- **Dataset rows**
----------------

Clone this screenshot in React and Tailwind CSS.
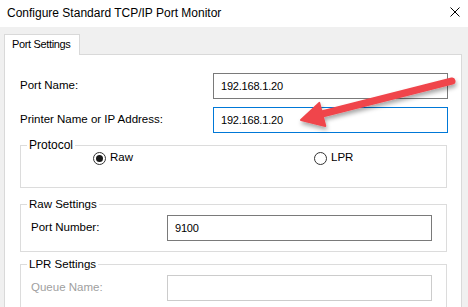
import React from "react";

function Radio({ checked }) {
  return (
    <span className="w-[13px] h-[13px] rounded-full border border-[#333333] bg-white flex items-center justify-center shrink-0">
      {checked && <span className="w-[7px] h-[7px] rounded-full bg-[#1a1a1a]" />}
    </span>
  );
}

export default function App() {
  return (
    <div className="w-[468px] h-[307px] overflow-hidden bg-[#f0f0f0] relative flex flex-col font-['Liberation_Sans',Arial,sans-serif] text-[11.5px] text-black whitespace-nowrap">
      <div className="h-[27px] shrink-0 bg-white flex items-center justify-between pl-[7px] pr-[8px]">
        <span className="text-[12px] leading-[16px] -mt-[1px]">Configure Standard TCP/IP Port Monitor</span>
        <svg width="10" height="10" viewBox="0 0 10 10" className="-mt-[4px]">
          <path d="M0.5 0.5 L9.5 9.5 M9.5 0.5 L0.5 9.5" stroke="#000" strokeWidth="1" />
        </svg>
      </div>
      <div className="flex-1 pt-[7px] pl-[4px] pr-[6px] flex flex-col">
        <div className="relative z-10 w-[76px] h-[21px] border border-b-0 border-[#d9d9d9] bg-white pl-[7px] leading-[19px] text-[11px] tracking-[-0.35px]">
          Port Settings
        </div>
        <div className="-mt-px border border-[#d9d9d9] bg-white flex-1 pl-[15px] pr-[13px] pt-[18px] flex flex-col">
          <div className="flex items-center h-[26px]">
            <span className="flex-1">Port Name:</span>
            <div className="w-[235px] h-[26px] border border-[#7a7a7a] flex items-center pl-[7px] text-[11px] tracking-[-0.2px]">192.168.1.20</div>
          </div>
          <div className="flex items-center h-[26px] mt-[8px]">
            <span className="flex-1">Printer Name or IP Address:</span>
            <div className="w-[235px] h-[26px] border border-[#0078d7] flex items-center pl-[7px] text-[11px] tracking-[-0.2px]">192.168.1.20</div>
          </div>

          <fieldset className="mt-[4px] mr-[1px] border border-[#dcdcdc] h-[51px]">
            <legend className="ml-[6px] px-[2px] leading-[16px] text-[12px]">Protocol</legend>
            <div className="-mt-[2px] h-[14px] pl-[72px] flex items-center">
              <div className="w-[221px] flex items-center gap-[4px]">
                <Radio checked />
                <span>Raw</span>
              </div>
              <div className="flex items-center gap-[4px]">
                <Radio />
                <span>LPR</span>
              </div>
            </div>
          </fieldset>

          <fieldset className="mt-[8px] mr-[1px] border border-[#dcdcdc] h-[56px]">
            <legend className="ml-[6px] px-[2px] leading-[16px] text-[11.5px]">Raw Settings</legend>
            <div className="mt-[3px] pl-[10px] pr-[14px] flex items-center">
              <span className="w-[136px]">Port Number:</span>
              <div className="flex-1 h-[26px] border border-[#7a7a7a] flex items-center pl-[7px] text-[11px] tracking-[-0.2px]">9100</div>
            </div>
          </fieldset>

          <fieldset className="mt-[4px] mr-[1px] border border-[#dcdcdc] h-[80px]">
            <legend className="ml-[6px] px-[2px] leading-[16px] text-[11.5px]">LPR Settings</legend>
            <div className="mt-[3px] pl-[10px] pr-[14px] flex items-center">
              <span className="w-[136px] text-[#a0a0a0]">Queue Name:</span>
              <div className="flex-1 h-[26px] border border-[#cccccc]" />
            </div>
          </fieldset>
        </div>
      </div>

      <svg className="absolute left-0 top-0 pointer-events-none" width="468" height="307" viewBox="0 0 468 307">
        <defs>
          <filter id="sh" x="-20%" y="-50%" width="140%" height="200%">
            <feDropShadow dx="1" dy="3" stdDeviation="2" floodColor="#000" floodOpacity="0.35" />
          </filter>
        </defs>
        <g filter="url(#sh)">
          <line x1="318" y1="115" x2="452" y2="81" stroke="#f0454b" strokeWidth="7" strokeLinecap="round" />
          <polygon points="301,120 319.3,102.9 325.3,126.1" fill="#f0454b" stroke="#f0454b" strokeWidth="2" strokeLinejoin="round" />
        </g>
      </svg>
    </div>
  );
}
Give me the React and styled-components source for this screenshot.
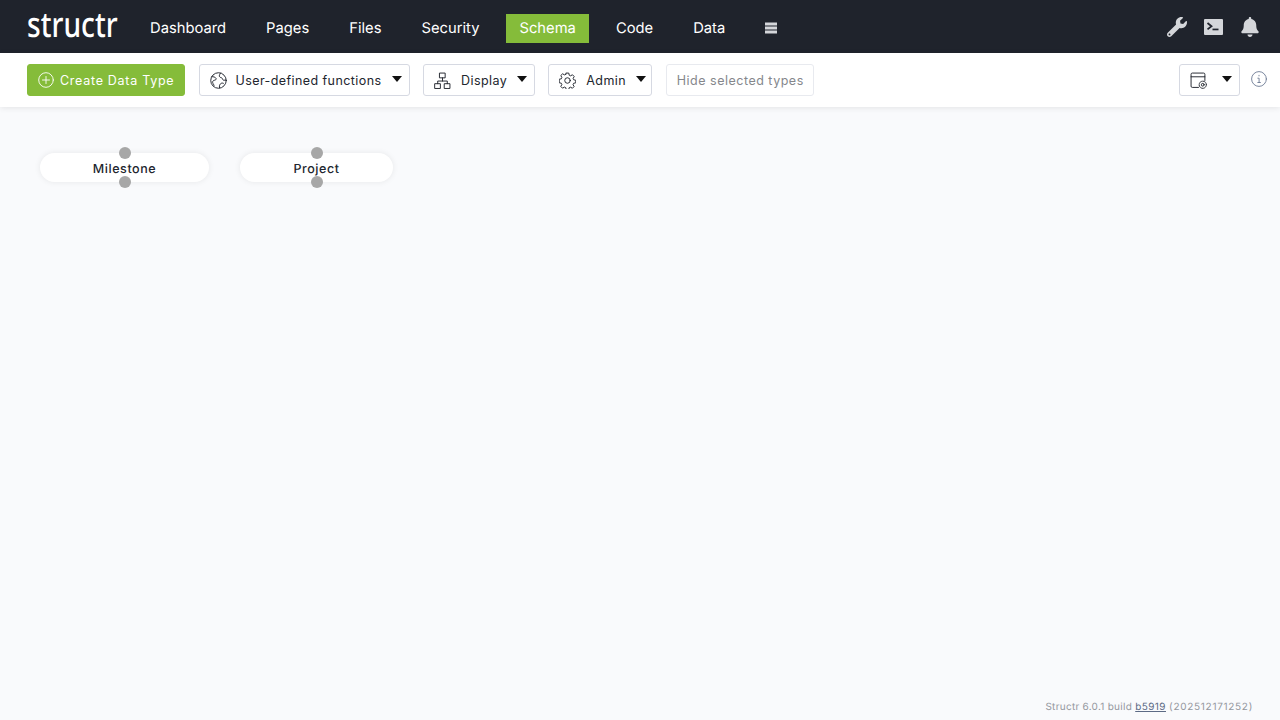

----------------

- **Stated problem**
Search the entries for the word "this", then gather every line that has it.

- **Answer for the task**
Clone this screenshot in React and Tailwind CSS.
Give me the React and styled-components source for this screenshot.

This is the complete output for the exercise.